Galley Wench Tales

Exploring the world through the people we meet
and the food they eat.

Soursop is at 12 o’clock, in the same basket with passion fruit,
five-finger, orange and  papaya also known as paw-paw
 in the Caribbean.  Note the size of the avocado
in the top of the left hand basket!  All local produce from the
Castries open market.

Spiky soursop, grenade-like custard apples and five fingers…. these are my new favorite fruits. 
Soursop looks like half a yin-yang symbol, armored in a leathery, spiky green skin.  Sneaky.  It’s a perfect disguise for an alabaster white, peachy-but slightly-slimy succulent interior flesh.  Soursop’s name is also a great subterfuge; it’s very sweet and fruity-floral…. Earl Gray & jasmine meet mango-peach.  Best way to eat it is simply split it open like a watermelon and eat with a spoon.  Be prepared for lots of seed-spitting. As a labor of love,

I made a fruit salad which included seeded and minced soursop, not a feat I’m likely to repeat in the near future.

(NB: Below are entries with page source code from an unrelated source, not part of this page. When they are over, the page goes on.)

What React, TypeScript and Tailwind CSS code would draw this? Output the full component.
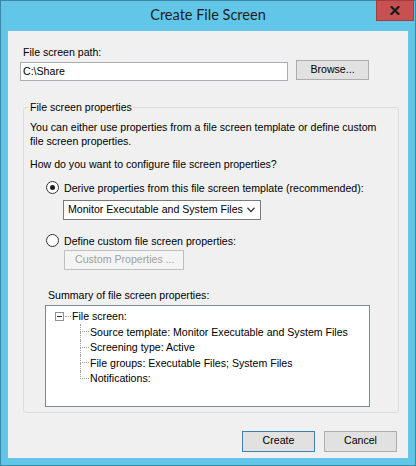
import React from "react";

function Radio({ checked }: { checked: boolean }) {
  return (
    <div className="w-[13px] h-[13px] rounded-full border border-[#333333] bg-white flex items-center justify-center shrink-0">
      {checked && <div className="w-[5px] h-[5px] rounded-full bg-[#1a1a1a]" />}
    </div>
  );
}

function Btn({ children, def }: { children: React.ReactNode; def?: boolean }) {
  return (
    <div
      className={
        "w-[73px] h-[21px] flex items-center justify-center bg-[#e1e1e1] border " +
        (def ? "border-[#3c7fb1]" : "border-[#adadad]")
      }
    >
      {children}
    </div>
  );
}

function Child({ text, last }: { text: string; last?: boolean }) {
  return (
    <div className="flex h-[15.5px] items-stretch">
      <div className="w-[25px] shrink-0" />
      <div className="w-[9px] shrink-0 flex flex-col">
        <div className="h-1/2 border-l border-b border-dotted border-[#a0a0a0]" />
        <div className={"h-1/2 " + (last ? "" : "border-l border-dotted border-[#a0a0a0]")} />
      </div>
      <div className="flex items-center pl-[1px] leading-[13px]">{text}</div>
    </div>
  );
}

export default function App() {
  return (
    <div className="w-[416px] h-[466px] bg-[#62c6e8] border border-[#3d86a6] flex flex-col text-black font-['Liberation_Sans',Arial,sans-serif] text-[10.6px]">
      {/* Title bar */}
      <div className="h-[30px] grid grid-cols-[1fr_auto_1fr] items-start shrink-0">
        <div />
        <div className="pt-[5px] text-[14.5px] leading-[18px] text-[#1e1e1e] font-['Lato','Open_Sans',sans-serif]">
          Create File Screen
        </div>
        <div className="flex justify-end pr-[1px]">
          <div className="w-[38px] h-[21px] -mt-[1px] bg-[#c75050] border border-[#a53c3c] flex items-center justify-center">
            <svg width="10" height="9" viewBox="0 0 10 9">
              <path d="M1.5 1 L8.5 8 M8.5 1 L1.5 8" stroke="#1b1b1b" strokeWidth="2.2" strokeLinecap="square" />
            </svg>
          </div>
        </div>
      </div>

      {/* Client */}
      <div className="mx-[7px] flex-1 bg-[#f0f0f0] flex flex-col">
        <div className="pt-[15px] pl-[15px] leading-[13px]">File screen path:</div>
        <div className="flex items-start mt-[1px] pl-[12px]">
          <div className="mt-[2px] w-[268px] h-[19px] bg-white border border-[#abadb3] flex items-center pl-[2px] leading-[13px]">
            C:\Share
          </div>
          <div className="ml-[8px] w-[73px] h-[20px] bg-[#e1e1e1] border border-[#adadad] flex items-center justify-center">
            Browse...
          </div>
        </div>

        <fieldset className="mt-[20px] ml-[15px] w-[376px] border border-[#dcdcdc] rounded-[3px] pl-[6px] pr-[6px] pb-[5px]">
          <legend className="leading-[13px] px-[1px] -ml-[1px]">File screen properties</legend>
          <div className="mt-[6px] leading-[14.4px]">
            You can either use properties from a file screen template or define custom
            <br />
            file screen properties.
          </div>
          <div className="mt-[9px] leading-[13px]">How do you want to configure file screen properties?</div>

          <div className="mt-[10px] ml-[16px] flex items-center h-[13px]">
            <Radio checked />
            <div className="ml-[5px] leading-[13px] pt-[2px]">Derive properties from this file screen template (recommended):</div>
          </div>
          <div className="mt-[6px] ml-[33px] w-[198px] h-[20px] bg-white border border-[#7a7a7a] flex items-center justify-between pl-[4px] pr-[5px]">
            <span className="leading-[13px]">Monitor Executable and System Files</span>
            <svg width="8" height="6" viewBox="0 0 8 6">
              <path d="M0.5 0.8 L4 4.6 L7.5 0.8" fill="none" stroke="#333" strokeWidth="1.3" />
            </svg>
          </div>

          <div className="mt-[14px] ml-[16px] flex items-center h-[13px]">
            <Radio checked={false} />
            <div className="ml-[5px] leading-[13px] pt-[2px]">Define custom file screen properties:</div>
          </div>
          <div className="mt-[3px] ml-[34px] w-[120px] h-[20px] bg-[#f4f4f4] border border-[#bfbfbf] flex items-center pl-[10px] text-[#a0a0a0] leading-[13px]">
            Custom Properties ...
          </div>

          <div className="mt-[19px] ml-[18px] leading-[13px]">Summary of file screen properties:</div>
          <div className="mt-[3px] ml-[15px] w-[325px] h-[102px] bg-white border border-[#828790] pt-[3px] pl-[9px] flex flex-col">
            <div className="flex h-[15.5px] items-center">
              <div className="w-[9px] h-[9px] border border-[#919191] flex items-center justify-center shrink-0">
                <div className="w-[5px] h-[1px] bg-[#333]" />
              </div>
              <div className="w-[6px] border-b border-dotted border-[#a0a0a0] ml-[1px]" />
              <div className="ml-[1px] leading-[13px]">File screen:</div>
            </div>
            <Child text="Source template: Monitor Executable and System Files" />
            <Child text="Screening type: Active" />
            <Child text="File groups: Executable Files; System Files" />
            <Child text="Notifications:" last />
          </div>
        </fieldset>

        <div className="mt-[18px] flex justify-end gap-[9px] pr-[11px]">
          <Btn def>Create</Btn>
          <Btn>Cancel</Btn>
        </div>
      </div>
      <div className="h-[7px] shrink-0" />
    </div>
  );
}
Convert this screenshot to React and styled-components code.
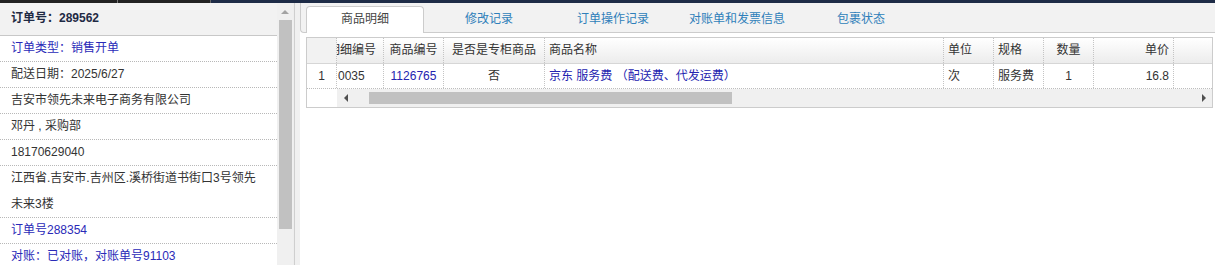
import React from "react";
import styled, { createGlobalStyle } from "styled-components";

const GlobalStyle = createGlobalStyle`
  html, body { margin: 0; padding: 0; background: #fff; }
  body {
    font-family: "Liberation Sans", "Noto Sans CJK SC", sans-serif;
    font-size: 12px;
    color: #333;
    overflow: hidden;
  }
  * { box-sizing: border-box; }
`;

const Page = styled.div`
  display: flex;
  flex-direction: column;
  width: 1215px;
  height: 265px;
  overflow: hidden;
`;

const TopBar = styled.div`
  height: 3px;
  flex: none;
  background: linear-gradient(to right, #222 0 117px, #777 117px 118px, #222 118px 210px, #666 210px 211px, #1e2c47 211px);
`;

const Main = styled.div`
  display: flex;
  flex: 1;
  min-height: 0;
`;

const LeftPanel = styled.div`
  display: flex;
  width: 293px;
  flex: none;
`;

const LeftContent = styled.div`
  width: 277px;
  flex: none;
  display: flex;
  flex-direction: column;
`;

const LeftHeader = styled.div`
  height: 33px;
  flex: none;
  background: #f2f2f2;
  border-bottom: 1px solid #c8c8c8;
  padding-left: 11px;
  line-height: 31px;
  font-weight: bold;
  color: #1f2a44;
`;

const InfoRow = styled.div`
  padding-left: 11px;
  line-height: ${(p) => (p.$multi ? "25.5px" : "25px")};
  border-bottom: 1px dotted #b8b8b8;
  color: ${(p) => (p.$link ? "#2a2ab8" : "#333")};
  white-space: nowrap;
`;

const VScroll = styled.div`
  width: 16px;
  flex: none;
  background: #f0f0f0;
  display: flex;
  flex-direction: column;
`;

const ScrollBtn = styled.div`
  height: 17px;
  width: ${(p) => (p.$w ? p.$w : "100%")};
  flex: none;
  display: flex;
  align-items: center;
  justify-content: center;
`;

const VThumb = styled.div`
  height: 209px;
  margin: 0 1px 0 2px;
  background: #c1c1c1;
`;

const Splitter = styled.div`
  width: 7px;
  flex: none;
  background: linear-gradient(to right, #eeeeee 0 1px, #cfcfcf 1px 2px, #f0f0f0 2px);
`;

const RightPanel = styled.div`
  flex: 1;
  min-width: 0;
  display: flex;
  flex-direction: column;
  background: #fff;
`;

const TabStrip = styled.div`
  height: 30px;
  flex: none;
  display: flex;
  align-items: flex-end;
  gap: 6px;
  padding-left: 5px;
  background: #f2f2f2;
  border-left: 1px solid #cccccc;
  border-bottom: 1px solid #cccccc;
  border-bottom-left-radius: 4px;
`;

const Tab = styled.div`
  width: 118px;
  height: 27px;
  margin-bottom: -1px;
  flex: none;
  text-align: center;
  line-height: 24px;
  border: 1px solid ${(p) => (p.$active ? "#cccccc" : "transparent")};
  border-bottom: none;
  border-radius: 4px 4px 0 0;
  background: ${(p) => (p.$active ? "#fff" : "transparent")};
  color: ${(p) => (p.$active ? "#444" : "#2f7fba")};
`;

const Content = styled.div`
  padding: 4px 2px 0 6px;
`;

const Grid = styled.div`
  border: 1px solid #cccccc;
`;

const COLS = "30px 47px 60px 101px 399px 50px 50px 50px 80px 1fr";

const HeadRow = styled.div`
  display: grid;
  grid-template-columns: ${COLS};
  height: 26px;
  border-bottom: 1px solid #d6d6d6;
  background: linear-gradient(to bottom, #ffffff, #ececec);
`;

const DataRow = styled.div`
  display: grid;
  grid-template-columns: ${COLS};
  height: 25px;
  border-bottom: 1px dotted #bdbdbd;
  background: #fff;
`;

const Cell = styled.div`
  overflow: hidden;
  white-space: nowrap;
  border-right: ${(p) => (p.$last ? "none" : "1px dotted #c4c4c4")};
  text-align: ${(p) => p.$align || "left"};
  padding: 0 ${(p) => (p.$align === "right" ? "4px" : "0")} 0 ${(p) => (p.$align === "left" ? "4px" : "0")};
  line-height: ${(p) => (p.$head ? "25px" : "24px")};
  color: ${(p) => (p.$link ? "#2424b0" : "#333")};
  background: ${(p) => (p.$num && p.$head ? "#f2f2f2" : "transparent")};
`;

const Shifted = styled.span`
  display: inline-block;
  margin-left: ${(p) => p.$offset}px;
`;

const HScrollRow = styled.div`
  display: flex;
  height: 18px;
`;

const HScrollSpacer = styled.div`
  width: 30px;
  flex: none;
  background: #fff;
`;

const HTrack = styled.div`
  flex: 1;
  display: flex;
  background: #f0f0f0;
`;

const HTrackInner = styled.div`
  flex: 1;
  padding: 3px 0 2px 15px;
`;

const HThumb = styled.div`
  width: 363px;
  height: 12px;
  background: #c1c1c1;
`;

const Tri = styled.span`
  width: 0;
  height: 0;
  border-style: solid;
  ${(p) =>
    p.$dir === "up"
      ? `border-width: 0 4px 4px 4px; border-color: transparent transparent #a3a3a3 transparent;`
      : p.$dir === "left"
      ? `border-width: 4px 4px 4px 0; border-color: transparent #505050 transparent transparent;`
      : `border-width: 4px 0 4px 4px; border-color: transparent transparent transparent #505050;`}
`;

const infoRows = [
  { text: "订单类型：销售开单", link: true },
  { text: "配送日期：2025/6/27" },
  { text: "吉安市领先未来电子商务有限公司" },
  { text: "邓丹 , 采购部" },
  { text: "18170629040" },
  { text: ["江西省.吉安市.吉州区.溪桥街道书街口3号领先", "未来3楼"], multi: true },
  { text: "订单号288354", link: true },
  { text: "对账：已对账，对账单号91103", link: true },
];

const tabs = ["商品明细", "修改记录", "订单操作记录", "对账单和发票信息", "包裹状态"];

export default function App() {
  return (
    <>
      <GlobalStyle />
      <Page>
        <TopBar />
        <Main>
          <LeftPanel>
            <LeftContent>
              <LeftHeader>订单号：289562</LeftHeader>
              {infoRows.map((r, i) => (
                <InfoRow key={i} $link={r.link} $multi={r.multi}>
                  {r.multi ? (
                    <>
                      {r.text[0]}
                      <br />
                      {r.text[1]}
                    </>
                  ) : (
                    r.text
                  )}
                </InfoRow>
              ))}
            </LeftContent>
            <VScroll>
              <ScrollBtn>
                <Tri $dir="up" />
              </ScrollBtn>
              <VThumb />
            </VScroll>
          </LeftPanel>
          <Splitter />
          <RightPanel>
            <TabStrip>
              {tabs.map((t, i) => (
                <Tab key={t} $active={i === 0}>
                  {t}
                </Tab>
              ))}
            </TabStrip>
            <Content>
              <Grid>
                <HeadRow>
                  <Cell $head $num />
                  <Cell $head>
                    <Shifted $offset={-9}>明细编号</Shifted>
                  </Cell>
                  <Cell $head $align="center">商品编号</Cell>
                  <Cell $head $align="center">是否是专柜商品</Cell>
                  <Cell $head $align="left">商品名称</Cell>
                  <Cell $head $align="left">单位</Cell>
                  <Cell $head $align="left">规格</Cell>
                  <Cell $head $align="center">数量</Cell>
                  <Cell $head $align="right">单价</Cell>
                  <Cell $head $last />
                </HeadRow>
                <DataRow>
                  <Cell $align="center">1</Cell>
                  <Cell>
                    <Shifted $offset={1}>0035</Shifted>
                  </Cell>
                  <Cell $align="center" $link>1126765</Cell>
                  <Cell $align="center">否</Cell>
                  <Cell $align="left" $link>京东 服务费 （配送费、代发运费）</Cell>
                  <Cell $align="left">次</Cell>
                  <Cell $align="left">服务费</Cell>
                  <Cell $align="center">1</Cell>
                  <Cell $align="right">16.8</Cell>
                  <Cell $last />
                </DataRow>
                <HScrollRow>
                  <HScrollSpacer />
                  <HTrack>
                    <ScrollBtn $w="17px">
                      <Tri $dir="left" />
                    </ScrollBtn>
                    <HTrackInner>
                      <HThumb />
                    </HTrackInner>
                    <ScrollBtn $w="17px">
                      <Tri $dir="right" />
                    </ScrollBtn>
                  </HTrack>
                </HScrollRow>
              </Grid>
            </Content>
          </RightPanel>
        </Main>
      </Page>
    </>
  );
}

Custard apples at a less than camera-happy
fruit vendor  at Castries  market.
Custard apples look almost as weird as soursop and taste almost as good.  I mean, soursop is exceptional and custard apples a simple sweet treat.  Imagine a sweetened creamy vanilla yogurt (but without the yogurt “tanginess) so sweet there’s sugar crystals.  Spoon them from out of an artichoke green avocado-like skin with grenade shaped bumps.  On rare occasion I see them sold as cherimoyas in the U.S.
We occasionally see five fingers, sold in the United States as star fruit.  Imagine a cross between a crisp pear and a green grape. Waxy-skinned five fingers are versatile, great in fruit and green salads.  Their star shape, which comes to the fore when they’re sliced, just screams “Celebrate!”  Here in Saint Lucia, five fingers often costs as little as10 cents USD in the markets.
Other local hits?
Five finger aka star fruit is in the upper right hand corner uncut,
and the lower right hand corner, cut.
Mangos, papayas (click here for the Papayas as Big As A Baby’s Head post) and bananas, limes, grapefruit… not that unusual in a supermarket in the States.  But fresh, really fresh with a short commute from farm to fork.
Good!  This particular grapefruit was
by far the seediest I’ve ever eaten, and
I’ve eaten a LOT of grapefruit.
An Oh! My! Gosh!
Okay, we get avocados at home.  Heck, Wayne even grew up next to the avocado groves in Santa Barbara, so he’s pretty picky when it comes to “perfect avos.” What’s the big deal?  Local avocados here are huge, often about the size of a child’s football, and incredibly buttery.  Their skins practically fall off, pits are often loose and drop out without the slightest need to pry.  Add some salt, black pepper and lime juice (often readily available in the form of fresh squeezed cheap, juicy-sweet Caribbean limes) and some chopped tomatoes if you’re lucky enough to find them and it’s practically orgasmic eating.
Misses?
Golden apple is the pear-colored sliced fruit.
Guinep is the lower right-hand
orange-y grape-shaped fruit with
its green peel stripped back.
Golden apple (not to be confused with custard apple!), which is a bit like a bitter (not just tart), woody (not just crisp) Granny Smith apple.  They’re readily available and cheap, but whether it’s because they’re popular or just don’t get eaten (my rather uncharitable guess), dunno.
More Trouble Than They’re Worth?
Guinep and cacao pods are high maintenance eating.  Grape-size guinep also has a leathery green avocado-like skin, but you pop them out of their skin in your mouth, as you would a sunflower seed from its shell.  Then you gum them for  awhile them, while sucking their soft pulp away from the inner seed they cling so tightly to.  More on cacao pods in a future post.
Still to try…
Christophene, a warty, pale yellow pear-shaped vegetable in the squash family, also known as chayote.